Start of Listed records

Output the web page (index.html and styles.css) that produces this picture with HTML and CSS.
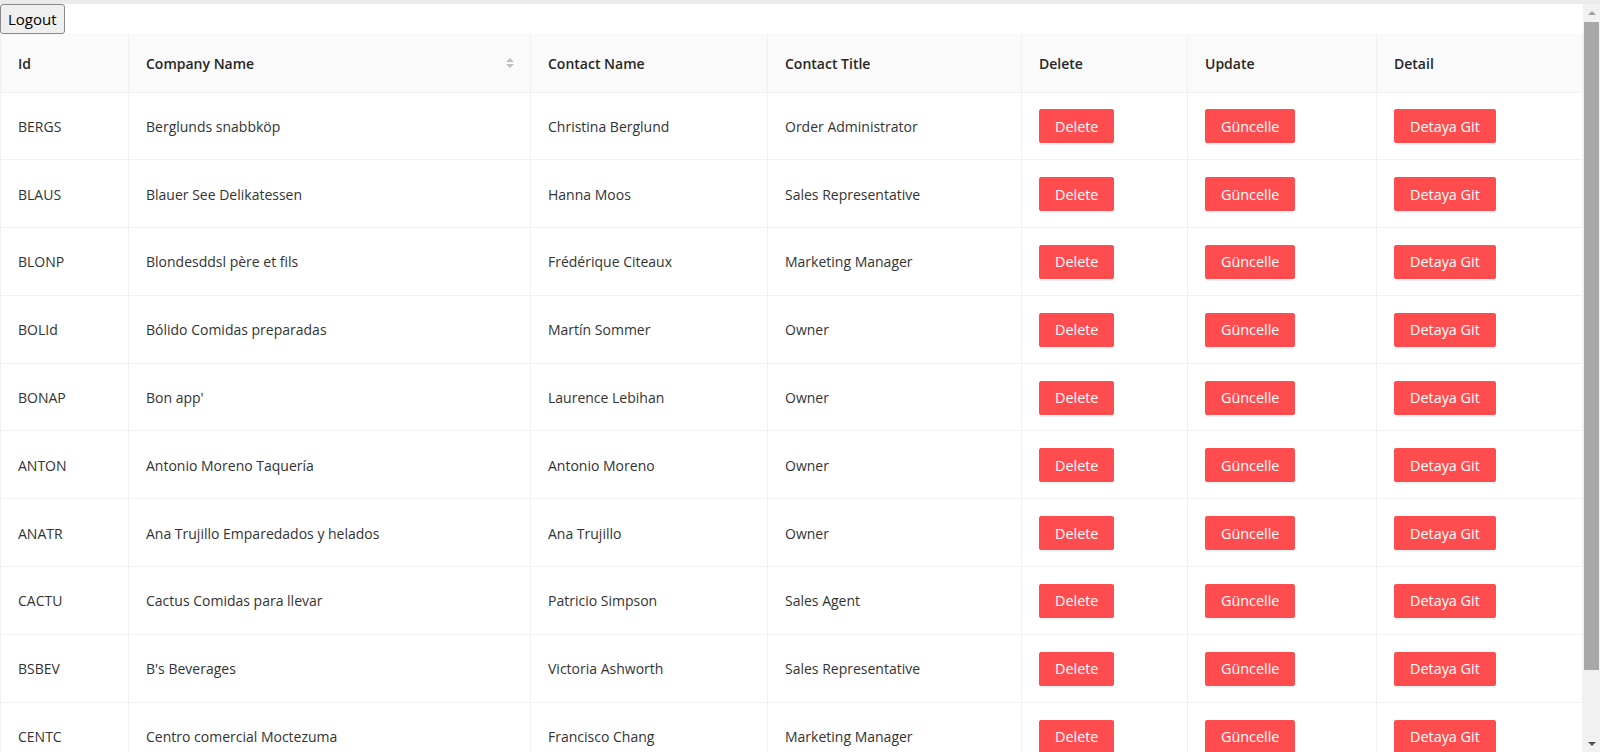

End of Listed records
Start of Listed records

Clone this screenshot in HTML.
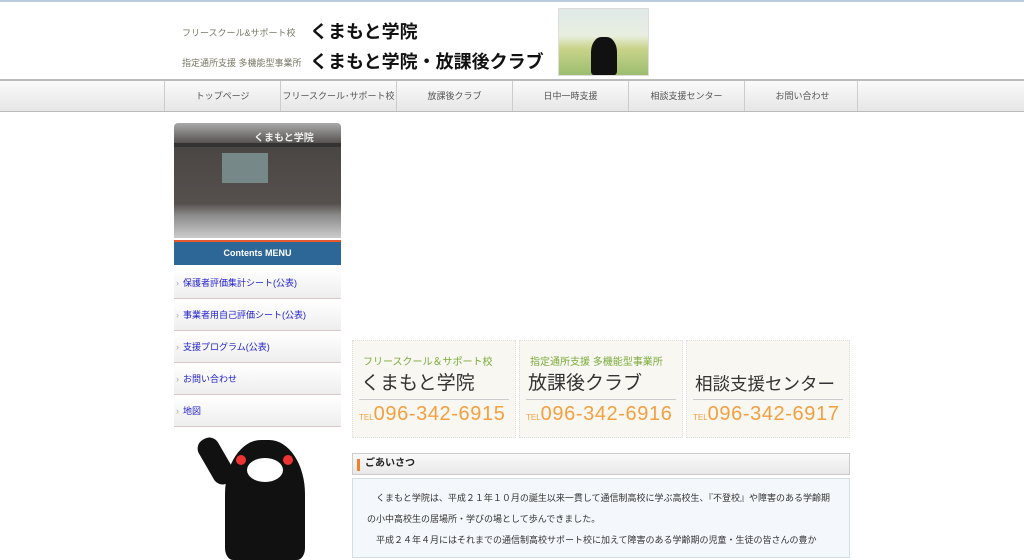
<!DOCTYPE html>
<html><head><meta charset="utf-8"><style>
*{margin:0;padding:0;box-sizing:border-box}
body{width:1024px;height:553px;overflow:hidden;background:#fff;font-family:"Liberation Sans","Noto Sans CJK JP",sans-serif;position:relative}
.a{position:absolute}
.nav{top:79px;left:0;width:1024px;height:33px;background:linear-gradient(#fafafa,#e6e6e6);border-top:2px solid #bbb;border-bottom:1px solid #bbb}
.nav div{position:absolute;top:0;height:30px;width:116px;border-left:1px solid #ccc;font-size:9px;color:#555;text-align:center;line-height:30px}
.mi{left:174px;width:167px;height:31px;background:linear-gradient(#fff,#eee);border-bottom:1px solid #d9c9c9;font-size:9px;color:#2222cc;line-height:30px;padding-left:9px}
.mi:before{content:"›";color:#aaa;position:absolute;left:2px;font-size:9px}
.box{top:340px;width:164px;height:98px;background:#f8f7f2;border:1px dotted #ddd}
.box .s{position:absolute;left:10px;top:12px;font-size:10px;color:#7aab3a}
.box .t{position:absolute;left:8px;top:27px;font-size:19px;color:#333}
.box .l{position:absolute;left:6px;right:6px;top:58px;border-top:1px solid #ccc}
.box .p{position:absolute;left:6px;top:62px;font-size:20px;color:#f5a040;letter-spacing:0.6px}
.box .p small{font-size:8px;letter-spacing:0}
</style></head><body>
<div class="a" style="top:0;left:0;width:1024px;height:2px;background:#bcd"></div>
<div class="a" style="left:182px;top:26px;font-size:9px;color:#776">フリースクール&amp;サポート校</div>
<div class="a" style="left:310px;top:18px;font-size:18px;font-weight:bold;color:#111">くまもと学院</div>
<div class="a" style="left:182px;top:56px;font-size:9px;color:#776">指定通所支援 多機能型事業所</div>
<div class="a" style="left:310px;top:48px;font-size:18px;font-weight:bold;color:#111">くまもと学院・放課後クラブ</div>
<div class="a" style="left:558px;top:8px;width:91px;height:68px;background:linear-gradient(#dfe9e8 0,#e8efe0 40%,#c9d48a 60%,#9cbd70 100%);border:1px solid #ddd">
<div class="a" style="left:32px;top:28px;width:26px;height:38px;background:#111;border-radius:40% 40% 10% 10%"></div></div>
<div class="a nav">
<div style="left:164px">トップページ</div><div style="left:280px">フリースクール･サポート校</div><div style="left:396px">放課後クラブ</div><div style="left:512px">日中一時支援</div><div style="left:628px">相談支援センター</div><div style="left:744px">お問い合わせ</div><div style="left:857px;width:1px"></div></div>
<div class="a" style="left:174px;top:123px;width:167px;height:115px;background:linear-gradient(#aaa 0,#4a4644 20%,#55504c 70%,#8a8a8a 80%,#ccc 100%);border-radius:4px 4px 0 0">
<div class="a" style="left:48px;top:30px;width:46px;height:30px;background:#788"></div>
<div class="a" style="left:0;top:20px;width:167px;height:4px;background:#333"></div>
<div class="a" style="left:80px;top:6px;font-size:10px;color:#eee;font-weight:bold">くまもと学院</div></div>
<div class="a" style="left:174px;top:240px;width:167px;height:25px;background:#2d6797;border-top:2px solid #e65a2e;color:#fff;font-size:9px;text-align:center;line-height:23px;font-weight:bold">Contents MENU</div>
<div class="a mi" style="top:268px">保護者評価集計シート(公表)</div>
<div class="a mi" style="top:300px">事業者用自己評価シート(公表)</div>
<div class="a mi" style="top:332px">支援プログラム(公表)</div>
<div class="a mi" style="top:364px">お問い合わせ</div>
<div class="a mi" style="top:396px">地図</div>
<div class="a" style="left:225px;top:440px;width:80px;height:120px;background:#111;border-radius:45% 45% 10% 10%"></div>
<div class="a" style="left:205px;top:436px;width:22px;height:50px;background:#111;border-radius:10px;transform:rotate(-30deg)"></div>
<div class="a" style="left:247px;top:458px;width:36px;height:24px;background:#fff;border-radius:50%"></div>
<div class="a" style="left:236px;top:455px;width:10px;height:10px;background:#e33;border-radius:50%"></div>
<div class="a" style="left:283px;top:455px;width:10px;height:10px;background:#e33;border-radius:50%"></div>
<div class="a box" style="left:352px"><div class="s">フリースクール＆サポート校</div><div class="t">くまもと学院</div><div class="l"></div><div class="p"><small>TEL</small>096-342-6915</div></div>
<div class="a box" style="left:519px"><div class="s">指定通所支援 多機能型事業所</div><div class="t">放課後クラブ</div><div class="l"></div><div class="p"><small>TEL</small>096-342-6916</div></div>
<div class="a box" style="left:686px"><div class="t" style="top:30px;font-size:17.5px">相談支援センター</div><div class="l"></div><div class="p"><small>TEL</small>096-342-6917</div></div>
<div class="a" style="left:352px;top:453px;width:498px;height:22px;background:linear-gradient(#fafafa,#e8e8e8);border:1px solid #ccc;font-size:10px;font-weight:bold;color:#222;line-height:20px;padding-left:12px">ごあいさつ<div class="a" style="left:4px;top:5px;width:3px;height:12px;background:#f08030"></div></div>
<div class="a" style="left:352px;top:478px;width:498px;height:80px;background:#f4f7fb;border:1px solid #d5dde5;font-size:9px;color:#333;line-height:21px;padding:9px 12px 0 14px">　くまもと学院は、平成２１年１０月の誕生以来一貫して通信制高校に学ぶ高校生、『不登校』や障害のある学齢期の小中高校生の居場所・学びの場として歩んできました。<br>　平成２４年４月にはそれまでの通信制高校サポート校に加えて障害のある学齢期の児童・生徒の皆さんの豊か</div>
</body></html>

End of Listed records

■ Exercise instructions
Search the material above for "this". Pull out each line where it shows up.

■ The result
Output the web page (index.html and styles.css) that produces this picture with HTML and CSS.
Clone this screenshot in HTML.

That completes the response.